Press Citizen: Iowa City Robotics Club Working against the Clock
Iowa City Press Citizen
by Rob Daniel
The robot is supposed to be able to reach out and pick up different-shaped inner tubes and place them on plastic pegs.
At least, it will when the students of the Iowa City Robotics Club finish with it.
The club, comprised of City High and West High students, have spent the last four weeks constructing a robot to do those tasks for the First Robotics Competition. They will compete in the competition’s regional contest March 9-12 in Milwaukee and then the national contest in late April in St. Louis, said Kay Nigg, a West High math teacher and a faculty adviser for the team.
“They design a robot, they build a robot,” she said. “We only have six weeks to do it.”

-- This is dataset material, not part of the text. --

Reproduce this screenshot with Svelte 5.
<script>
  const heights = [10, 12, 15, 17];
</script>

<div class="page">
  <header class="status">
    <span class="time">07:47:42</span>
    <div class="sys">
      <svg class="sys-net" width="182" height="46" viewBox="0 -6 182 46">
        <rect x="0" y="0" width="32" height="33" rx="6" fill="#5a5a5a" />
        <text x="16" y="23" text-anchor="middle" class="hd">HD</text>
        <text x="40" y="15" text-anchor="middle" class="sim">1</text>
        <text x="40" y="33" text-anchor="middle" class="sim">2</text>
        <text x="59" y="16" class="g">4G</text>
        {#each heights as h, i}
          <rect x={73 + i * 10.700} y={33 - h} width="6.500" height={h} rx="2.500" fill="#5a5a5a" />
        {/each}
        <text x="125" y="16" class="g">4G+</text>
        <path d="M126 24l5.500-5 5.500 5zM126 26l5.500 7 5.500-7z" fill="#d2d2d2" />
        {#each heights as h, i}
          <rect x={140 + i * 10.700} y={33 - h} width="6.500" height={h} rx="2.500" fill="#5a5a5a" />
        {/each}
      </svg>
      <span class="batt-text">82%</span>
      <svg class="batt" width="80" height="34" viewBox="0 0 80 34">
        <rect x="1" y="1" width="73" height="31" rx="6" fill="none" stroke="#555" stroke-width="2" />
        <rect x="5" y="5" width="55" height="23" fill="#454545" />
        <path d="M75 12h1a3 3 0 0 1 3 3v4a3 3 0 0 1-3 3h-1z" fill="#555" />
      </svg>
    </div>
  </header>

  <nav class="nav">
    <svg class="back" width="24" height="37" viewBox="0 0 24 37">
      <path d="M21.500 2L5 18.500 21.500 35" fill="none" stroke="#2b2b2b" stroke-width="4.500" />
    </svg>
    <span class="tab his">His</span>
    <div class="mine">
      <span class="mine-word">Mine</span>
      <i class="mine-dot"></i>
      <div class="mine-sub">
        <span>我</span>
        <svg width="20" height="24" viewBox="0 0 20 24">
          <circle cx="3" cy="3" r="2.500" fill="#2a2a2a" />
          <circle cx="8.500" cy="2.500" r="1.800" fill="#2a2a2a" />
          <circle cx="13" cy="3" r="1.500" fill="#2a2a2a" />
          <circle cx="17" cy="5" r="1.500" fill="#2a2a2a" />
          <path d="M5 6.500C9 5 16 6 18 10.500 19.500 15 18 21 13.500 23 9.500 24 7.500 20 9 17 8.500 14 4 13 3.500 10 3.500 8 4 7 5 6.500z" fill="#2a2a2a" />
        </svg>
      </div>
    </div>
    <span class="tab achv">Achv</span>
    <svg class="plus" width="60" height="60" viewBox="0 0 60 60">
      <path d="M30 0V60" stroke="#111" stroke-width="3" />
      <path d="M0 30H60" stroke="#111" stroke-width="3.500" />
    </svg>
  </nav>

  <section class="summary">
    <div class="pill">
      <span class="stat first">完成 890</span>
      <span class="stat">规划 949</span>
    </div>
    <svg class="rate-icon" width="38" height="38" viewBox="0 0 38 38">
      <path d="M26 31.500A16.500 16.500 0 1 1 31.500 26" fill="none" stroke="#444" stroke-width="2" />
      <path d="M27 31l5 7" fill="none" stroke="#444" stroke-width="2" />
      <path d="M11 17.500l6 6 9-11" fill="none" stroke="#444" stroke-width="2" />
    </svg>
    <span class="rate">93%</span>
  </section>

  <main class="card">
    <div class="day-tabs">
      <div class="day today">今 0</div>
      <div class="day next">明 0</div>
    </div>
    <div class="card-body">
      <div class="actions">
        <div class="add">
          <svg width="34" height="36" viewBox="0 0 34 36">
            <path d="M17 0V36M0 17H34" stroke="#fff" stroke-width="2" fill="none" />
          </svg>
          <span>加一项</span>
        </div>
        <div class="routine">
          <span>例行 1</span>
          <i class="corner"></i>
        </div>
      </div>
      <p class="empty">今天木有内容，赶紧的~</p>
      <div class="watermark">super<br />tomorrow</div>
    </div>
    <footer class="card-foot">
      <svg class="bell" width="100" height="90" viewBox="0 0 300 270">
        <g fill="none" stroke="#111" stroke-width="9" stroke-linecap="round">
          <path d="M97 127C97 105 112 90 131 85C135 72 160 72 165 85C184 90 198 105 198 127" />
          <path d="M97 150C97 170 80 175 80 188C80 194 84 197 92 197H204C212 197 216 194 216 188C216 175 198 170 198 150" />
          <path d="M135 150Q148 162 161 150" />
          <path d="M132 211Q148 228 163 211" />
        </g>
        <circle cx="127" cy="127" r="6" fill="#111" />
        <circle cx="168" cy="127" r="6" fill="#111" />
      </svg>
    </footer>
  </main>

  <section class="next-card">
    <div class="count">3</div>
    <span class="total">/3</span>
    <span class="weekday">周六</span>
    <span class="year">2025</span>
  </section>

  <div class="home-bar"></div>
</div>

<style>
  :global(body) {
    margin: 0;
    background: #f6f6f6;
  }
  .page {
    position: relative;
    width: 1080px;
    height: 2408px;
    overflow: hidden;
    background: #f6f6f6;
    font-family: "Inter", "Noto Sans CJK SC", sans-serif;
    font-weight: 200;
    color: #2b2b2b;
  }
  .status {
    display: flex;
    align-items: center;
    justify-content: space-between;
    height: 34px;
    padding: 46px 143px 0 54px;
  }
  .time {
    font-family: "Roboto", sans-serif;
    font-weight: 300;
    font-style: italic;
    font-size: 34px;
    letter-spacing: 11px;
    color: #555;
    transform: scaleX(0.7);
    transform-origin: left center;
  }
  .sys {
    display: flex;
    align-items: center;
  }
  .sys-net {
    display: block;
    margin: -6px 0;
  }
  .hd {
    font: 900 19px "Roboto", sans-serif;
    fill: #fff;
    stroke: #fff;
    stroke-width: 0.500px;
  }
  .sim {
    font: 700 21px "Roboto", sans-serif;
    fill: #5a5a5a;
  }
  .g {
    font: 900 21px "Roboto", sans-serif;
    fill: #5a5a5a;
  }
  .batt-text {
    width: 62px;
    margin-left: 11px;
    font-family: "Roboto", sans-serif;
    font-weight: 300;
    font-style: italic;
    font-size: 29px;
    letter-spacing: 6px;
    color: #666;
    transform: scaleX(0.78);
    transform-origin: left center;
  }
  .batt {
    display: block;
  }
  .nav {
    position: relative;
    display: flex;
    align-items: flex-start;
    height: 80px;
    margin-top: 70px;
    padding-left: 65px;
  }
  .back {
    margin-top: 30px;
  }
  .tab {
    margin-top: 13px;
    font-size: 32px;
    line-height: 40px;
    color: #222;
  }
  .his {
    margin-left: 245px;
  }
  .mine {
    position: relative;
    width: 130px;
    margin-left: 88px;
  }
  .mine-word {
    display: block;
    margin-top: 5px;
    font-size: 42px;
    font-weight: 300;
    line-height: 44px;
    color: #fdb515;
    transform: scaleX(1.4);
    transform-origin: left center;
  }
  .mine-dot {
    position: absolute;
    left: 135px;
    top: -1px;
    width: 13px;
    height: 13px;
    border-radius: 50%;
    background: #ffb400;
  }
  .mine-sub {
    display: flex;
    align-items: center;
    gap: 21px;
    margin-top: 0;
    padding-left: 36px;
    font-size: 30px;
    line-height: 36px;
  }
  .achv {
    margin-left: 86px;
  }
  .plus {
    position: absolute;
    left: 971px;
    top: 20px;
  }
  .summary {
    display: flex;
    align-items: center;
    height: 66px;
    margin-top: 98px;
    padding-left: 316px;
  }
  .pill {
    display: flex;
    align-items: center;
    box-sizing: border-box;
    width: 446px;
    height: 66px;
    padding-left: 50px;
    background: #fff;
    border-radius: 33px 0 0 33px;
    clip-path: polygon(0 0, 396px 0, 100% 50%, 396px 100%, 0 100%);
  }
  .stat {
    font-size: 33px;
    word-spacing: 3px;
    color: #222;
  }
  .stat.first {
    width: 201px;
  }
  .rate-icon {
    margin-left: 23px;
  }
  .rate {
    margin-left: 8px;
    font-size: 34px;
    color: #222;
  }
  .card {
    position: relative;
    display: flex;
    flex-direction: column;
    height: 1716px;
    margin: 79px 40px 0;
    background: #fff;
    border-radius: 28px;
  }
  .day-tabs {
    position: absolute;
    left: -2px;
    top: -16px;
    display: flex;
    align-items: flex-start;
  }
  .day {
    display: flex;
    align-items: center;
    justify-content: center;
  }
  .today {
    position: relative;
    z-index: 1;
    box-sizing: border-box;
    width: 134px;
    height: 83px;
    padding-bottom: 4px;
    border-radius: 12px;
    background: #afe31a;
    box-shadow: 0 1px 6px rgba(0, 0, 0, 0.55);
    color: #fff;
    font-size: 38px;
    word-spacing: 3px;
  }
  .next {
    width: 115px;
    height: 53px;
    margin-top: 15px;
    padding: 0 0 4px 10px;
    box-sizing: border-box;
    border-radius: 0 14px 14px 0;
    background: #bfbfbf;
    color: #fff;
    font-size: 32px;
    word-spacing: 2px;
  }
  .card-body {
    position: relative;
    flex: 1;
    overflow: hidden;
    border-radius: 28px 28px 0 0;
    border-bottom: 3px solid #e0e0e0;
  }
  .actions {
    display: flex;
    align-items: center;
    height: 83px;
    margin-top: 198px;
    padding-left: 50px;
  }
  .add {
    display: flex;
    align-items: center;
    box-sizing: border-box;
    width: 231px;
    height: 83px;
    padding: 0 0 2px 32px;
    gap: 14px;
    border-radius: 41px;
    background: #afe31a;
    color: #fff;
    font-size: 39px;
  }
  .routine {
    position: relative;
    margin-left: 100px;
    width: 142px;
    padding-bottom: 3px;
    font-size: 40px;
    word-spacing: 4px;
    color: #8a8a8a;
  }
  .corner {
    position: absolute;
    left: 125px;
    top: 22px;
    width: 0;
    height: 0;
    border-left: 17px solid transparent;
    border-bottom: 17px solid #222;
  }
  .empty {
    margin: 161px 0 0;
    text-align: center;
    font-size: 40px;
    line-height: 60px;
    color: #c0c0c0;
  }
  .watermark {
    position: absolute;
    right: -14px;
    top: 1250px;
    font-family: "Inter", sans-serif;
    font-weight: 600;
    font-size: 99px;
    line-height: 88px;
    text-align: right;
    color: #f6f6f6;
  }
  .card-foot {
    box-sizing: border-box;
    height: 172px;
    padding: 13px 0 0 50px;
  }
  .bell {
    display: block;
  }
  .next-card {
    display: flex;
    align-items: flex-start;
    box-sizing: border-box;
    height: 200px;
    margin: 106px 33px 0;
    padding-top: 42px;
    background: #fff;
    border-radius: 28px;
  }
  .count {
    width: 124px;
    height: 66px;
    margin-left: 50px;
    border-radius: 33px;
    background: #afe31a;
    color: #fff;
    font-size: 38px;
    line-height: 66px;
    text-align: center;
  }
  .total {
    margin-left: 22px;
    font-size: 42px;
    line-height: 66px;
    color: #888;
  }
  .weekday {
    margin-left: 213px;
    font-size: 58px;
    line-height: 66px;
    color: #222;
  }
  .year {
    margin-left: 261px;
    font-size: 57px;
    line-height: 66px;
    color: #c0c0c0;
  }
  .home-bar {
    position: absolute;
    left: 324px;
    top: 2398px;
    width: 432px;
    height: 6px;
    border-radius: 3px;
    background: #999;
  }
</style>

The club’s robot was nearly complete Thursday night as the students began working on it again at City High. Nigg said the robot must be built using a combination of skills in engineering, electronics, mechanics and computer programming.
“Nobody’s really an expert,” Nigg said. “It’s a great opportunity for kids to build on an idea.”
Among those building on the idea was Lydia Somers. A West High senior who is serving as the robotics club’s president this year, she said she was in charge of bringing together the various aspects of the team to ensure the robot did what it is supposed to do.
She said she was confident about doing well in Milwaukee but was unsure where they would finish.
“You know what the game will be, but you don’t know how it will turn out until you get there,” Somers, 17, said. “It’s putting in the time to get it done.”
City High sophomore Doron Tsachor, 15, is overseeing the wiring of the robot. He said it is a detailed-oriented task that needs to be precise to ensure the motors correspond with computer programming.
“The electronics is the most fragile part of the robot and the most expensive,” he said, adding he has not been working with a wiring diagram as he has in the past. “If you make a mistake, you could fry the robot. It’s all been very exciting.”
West High sophomore Asya Bergal, 15, has been working as the head programmer. She said she has enjoyed her time in working on the robot, ensuring that it responds to what the students want it to do. That includes making sure the robot is able to complete the task on its own for the first 15 seconds before a student can take over the controls, according to the rules.
“It’s the closest you can get to a real world engineering experience in high school,” she said.